Segundo dados do Censo 2010 do IBGE – Instituto Brasileiro de Geografia e Estatística, Franca conta com 7.180 empregadas domésticas. Em todo o Brasil, são mais de seis milhões de profissionais. “O trabalho da mensalista engloba tudo na residência: lavar, passar, cozinhar, arrumar e às vezes, pajear crianças, mas depende da casa. Algumas só cozinham e cuidam das roupas, outras cozinham e arrumam a casa, e assim por diante. Já no caso das diaristas, elas se dedicam à limpeza de vidros, portas, janelas, banheiros, cozinhas, enfim, o grosso da casa, e às vezes passam roupas também”, explica Elsa.
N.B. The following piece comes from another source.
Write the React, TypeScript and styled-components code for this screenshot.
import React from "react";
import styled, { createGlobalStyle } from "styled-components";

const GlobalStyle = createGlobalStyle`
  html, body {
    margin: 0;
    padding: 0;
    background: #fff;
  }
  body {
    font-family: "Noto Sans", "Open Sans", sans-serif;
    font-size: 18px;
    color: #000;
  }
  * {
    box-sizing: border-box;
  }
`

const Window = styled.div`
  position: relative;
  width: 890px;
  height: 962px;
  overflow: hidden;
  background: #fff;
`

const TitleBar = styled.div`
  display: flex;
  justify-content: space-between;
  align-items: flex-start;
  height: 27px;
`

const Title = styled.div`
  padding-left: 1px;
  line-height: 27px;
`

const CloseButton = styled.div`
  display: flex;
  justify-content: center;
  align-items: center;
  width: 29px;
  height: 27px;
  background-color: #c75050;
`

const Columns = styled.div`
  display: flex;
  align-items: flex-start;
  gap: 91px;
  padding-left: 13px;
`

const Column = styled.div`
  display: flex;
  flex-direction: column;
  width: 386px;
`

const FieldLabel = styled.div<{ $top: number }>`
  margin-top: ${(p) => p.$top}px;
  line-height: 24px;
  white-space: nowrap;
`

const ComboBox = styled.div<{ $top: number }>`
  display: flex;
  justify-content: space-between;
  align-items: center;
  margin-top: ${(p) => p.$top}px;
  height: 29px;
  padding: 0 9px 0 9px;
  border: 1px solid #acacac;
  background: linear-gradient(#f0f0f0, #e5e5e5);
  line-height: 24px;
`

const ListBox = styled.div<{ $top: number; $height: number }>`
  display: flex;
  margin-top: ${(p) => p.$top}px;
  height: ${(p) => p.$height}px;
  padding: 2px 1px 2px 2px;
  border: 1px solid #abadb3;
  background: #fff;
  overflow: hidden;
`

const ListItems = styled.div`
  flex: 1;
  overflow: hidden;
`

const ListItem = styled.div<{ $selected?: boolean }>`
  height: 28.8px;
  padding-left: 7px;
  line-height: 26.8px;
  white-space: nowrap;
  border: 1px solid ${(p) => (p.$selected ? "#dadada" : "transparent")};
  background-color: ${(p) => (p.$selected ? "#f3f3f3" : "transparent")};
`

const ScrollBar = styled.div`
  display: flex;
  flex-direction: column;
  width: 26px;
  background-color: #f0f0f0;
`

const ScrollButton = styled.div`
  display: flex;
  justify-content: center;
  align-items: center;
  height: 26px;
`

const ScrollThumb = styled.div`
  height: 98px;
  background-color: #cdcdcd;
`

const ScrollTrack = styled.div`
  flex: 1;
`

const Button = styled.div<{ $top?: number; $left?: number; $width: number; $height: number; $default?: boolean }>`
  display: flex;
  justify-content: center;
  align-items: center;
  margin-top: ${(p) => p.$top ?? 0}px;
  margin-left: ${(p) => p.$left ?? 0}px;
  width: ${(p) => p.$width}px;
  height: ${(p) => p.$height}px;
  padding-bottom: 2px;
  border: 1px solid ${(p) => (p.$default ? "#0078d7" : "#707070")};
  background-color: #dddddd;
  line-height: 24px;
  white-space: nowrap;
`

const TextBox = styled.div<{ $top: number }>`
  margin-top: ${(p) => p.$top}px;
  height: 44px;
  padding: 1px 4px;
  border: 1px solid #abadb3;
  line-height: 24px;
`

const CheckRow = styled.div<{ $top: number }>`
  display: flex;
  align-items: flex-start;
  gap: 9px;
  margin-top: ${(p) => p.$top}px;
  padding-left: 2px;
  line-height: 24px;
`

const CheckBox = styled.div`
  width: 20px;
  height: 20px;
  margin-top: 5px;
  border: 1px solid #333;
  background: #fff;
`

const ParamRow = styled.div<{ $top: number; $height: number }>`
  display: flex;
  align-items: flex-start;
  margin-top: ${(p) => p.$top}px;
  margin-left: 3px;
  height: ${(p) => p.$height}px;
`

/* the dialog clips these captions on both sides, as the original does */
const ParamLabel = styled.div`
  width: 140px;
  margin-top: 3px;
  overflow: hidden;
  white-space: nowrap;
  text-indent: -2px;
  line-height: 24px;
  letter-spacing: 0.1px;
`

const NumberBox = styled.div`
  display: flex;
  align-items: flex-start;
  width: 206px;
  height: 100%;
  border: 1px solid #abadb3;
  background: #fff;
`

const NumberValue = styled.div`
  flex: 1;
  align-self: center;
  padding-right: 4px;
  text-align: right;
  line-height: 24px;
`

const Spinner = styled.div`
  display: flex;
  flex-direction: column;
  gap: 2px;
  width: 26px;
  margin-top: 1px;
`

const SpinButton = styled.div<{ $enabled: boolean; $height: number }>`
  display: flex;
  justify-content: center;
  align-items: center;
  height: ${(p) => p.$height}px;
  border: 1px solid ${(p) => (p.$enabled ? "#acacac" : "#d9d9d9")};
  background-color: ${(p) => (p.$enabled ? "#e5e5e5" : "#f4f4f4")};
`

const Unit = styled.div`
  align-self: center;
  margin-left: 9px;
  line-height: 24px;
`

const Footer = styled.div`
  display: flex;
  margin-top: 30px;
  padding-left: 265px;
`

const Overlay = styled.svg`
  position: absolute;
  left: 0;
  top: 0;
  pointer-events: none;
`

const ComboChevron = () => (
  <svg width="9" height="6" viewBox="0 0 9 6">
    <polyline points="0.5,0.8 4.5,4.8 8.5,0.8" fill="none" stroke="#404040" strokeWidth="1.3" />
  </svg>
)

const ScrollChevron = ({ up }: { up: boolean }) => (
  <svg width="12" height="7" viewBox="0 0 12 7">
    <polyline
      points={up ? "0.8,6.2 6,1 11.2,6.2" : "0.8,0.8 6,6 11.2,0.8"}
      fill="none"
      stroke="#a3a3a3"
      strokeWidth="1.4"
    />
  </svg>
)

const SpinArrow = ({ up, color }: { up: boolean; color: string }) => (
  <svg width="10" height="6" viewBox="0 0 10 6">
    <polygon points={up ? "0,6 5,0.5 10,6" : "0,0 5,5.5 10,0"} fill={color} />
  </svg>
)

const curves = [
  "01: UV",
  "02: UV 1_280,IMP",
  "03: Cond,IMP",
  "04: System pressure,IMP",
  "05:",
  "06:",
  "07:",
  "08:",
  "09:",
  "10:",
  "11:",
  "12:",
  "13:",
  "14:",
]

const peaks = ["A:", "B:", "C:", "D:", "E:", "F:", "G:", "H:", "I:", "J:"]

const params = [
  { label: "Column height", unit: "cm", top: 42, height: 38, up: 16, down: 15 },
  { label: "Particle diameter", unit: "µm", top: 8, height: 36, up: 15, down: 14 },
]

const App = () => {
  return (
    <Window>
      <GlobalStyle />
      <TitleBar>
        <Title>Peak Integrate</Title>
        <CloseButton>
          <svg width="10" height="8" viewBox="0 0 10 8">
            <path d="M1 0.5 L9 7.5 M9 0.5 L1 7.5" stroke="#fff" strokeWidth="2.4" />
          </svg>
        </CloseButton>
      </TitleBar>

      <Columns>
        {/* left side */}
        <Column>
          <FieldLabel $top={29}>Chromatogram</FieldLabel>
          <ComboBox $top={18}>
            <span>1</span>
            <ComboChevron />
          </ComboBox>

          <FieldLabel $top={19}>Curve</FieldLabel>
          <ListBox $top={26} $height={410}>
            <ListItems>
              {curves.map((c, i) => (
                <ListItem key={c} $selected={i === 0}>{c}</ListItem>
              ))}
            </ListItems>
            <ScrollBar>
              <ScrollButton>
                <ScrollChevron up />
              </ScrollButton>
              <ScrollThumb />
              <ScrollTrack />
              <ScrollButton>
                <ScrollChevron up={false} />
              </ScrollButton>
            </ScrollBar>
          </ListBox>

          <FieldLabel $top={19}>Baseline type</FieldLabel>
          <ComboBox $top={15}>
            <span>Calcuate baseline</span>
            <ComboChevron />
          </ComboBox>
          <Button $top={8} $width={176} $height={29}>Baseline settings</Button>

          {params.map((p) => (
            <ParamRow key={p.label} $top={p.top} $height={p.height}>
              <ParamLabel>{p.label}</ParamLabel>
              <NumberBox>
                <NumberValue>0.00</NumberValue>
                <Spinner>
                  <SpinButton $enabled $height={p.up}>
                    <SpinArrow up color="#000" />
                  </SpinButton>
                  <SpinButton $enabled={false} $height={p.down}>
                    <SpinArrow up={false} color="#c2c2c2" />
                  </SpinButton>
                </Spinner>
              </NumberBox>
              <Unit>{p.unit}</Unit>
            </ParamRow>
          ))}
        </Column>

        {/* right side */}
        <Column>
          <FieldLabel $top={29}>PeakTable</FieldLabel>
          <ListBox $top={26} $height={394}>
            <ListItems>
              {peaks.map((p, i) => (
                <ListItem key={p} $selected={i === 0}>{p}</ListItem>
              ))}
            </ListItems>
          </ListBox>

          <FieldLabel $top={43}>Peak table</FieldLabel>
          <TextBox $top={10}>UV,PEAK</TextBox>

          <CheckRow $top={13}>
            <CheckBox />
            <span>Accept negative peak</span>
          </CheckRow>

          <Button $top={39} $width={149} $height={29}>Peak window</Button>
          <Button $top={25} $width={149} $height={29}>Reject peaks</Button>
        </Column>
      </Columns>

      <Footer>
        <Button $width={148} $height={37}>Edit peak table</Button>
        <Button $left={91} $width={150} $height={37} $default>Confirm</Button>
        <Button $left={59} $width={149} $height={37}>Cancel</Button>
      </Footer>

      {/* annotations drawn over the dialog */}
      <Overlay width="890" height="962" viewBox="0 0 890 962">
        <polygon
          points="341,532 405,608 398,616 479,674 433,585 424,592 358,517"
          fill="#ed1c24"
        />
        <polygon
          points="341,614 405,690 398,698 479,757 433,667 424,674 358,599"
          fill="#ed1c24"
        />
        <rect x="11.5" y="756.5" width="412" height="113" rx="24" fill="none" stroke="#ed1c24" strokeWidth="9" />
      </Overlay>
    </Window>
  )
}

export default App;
Mas para os agenciadores em Franca, ainda falta profissionalismo de ambos os lados nas relações patrão-empregado. Do lado das candidatas, elas buscam salário de acordo com a necessidade, e não com a sua competência ou experiência e desconhecem ou não aceitam alguns direitos do empregador. Este, por sua vez, também não faz cumprir os seus direitos: menos de 1% dos empregadores questionam salários e encargos; inclusive, é cultural não se descontar do empregado o INSS e os 6% das passagens, o que é um erro.

O outro lado

Além disso, do lado das candidatas, as exigências são muitas para o tímido desempenho: querem uma carga horária reduzida – preferencialmente, de segunda à sexta-feira, famílias com poucas pessoas e, de preferência, sem crianças nem animais. Se possível, preferem também não cozinhar. “Sempre foi difícil arrumar domésticas em Franca. Por ser uma cidade industrial, a oferta de empregos e os salários sempre foram altos. Hoje é difícil arrumar pessoas com disponibilidade de dias e competência no serviço”, avalia Miryam, acrescentando que outros fatores que implicam na dificuldade de contratação de domésticas mensalistas são os encargos sociais. “O salário fica inviável, pois acrescenta INSS, 13º salário, férias, transporte, auxílio família e agora também o FGTS. Nossa, quem poderá bancar isso?”, questiona.

Para Simone Cristina de Jesus Silva, 42 anos, são justamente os encargos sociais que têm contribuído para a redução de vagas para empregadas mensalistas em Franca. É que ela acredita que muitas famílias preferem as diaristas, justamente para não terem que pagar os direitos trabalhistas em vigor. “A profissão ainda não é valorizada”, diz. Na área há 16 anos, desde que se separou de seu primeiro marido e por necessidade de conseguir um emprego rápido, Simone está há quase cinco anos trabalhando para a família da empresária Regina Ferreira, que ao longo de 16 anos teve quatro funcionárias que permaneceram por mais tempo em sua casa.

Portas abertas

A própria Simone saiu do emprego há um ano por motivos particulares, retornando após tudo resolvido. “Sempre deixo as portas abertas para todas que já trabalharam comigo e sou muito grata a elas”, diz Regina, que apesar de depender totalmente de Simone, quando acontece algum imprevisto, assume o papel de dona de casa sem nenhum problema. “Nessas horas, facilita ser uma profissional liberal, pois posso fazer meus horários”, diz ela.

Regina Ferreira conta com a ajuda de Simone, mas já ficou sem empregada em vários períodos (Foto: Ricardo Fernandes)

Regina admite ter muita dificuldade em encontrar a pessoa certa tanto para sua casa quanto para a empresa, pois cada candidata tem uma particularidade na hora da contratação, seja pela distância, salário, carga horária, currículo, entre outros. Por isso, procura recorrer às agências de emprego. “Mesmo assim, vejo que ainda falta preparo por parte das agências em conhecer o perfil dos próprios clientes, indicando assim, a empregada que mais se encaixa ao trabalho proposto”, afirma a empresária, que acredita ser primordial um treinamento para essas profissionais, principalmente, comportamental.

Por conta disso, a proprietária da Lar Empregos Domésticos e Limpeza em Geral promove treinamentos mensais com as profissionais cadastradas em sua agência, além de fazer uma análise do perfil solicitado pelo contratante com o do profissional, englobando tudo, desde o local onde mora, se tem fácil acesso, idade, referências anteriores comprovadas, entre outros. “A vantagem tanto do profissional como do contratante é que unimos a necessidade do empregador com a experiência do profissional”, diz Elsa, cujo cadastro é composto por profissionais com referências anteriores comprovadas e antecedentes policiais.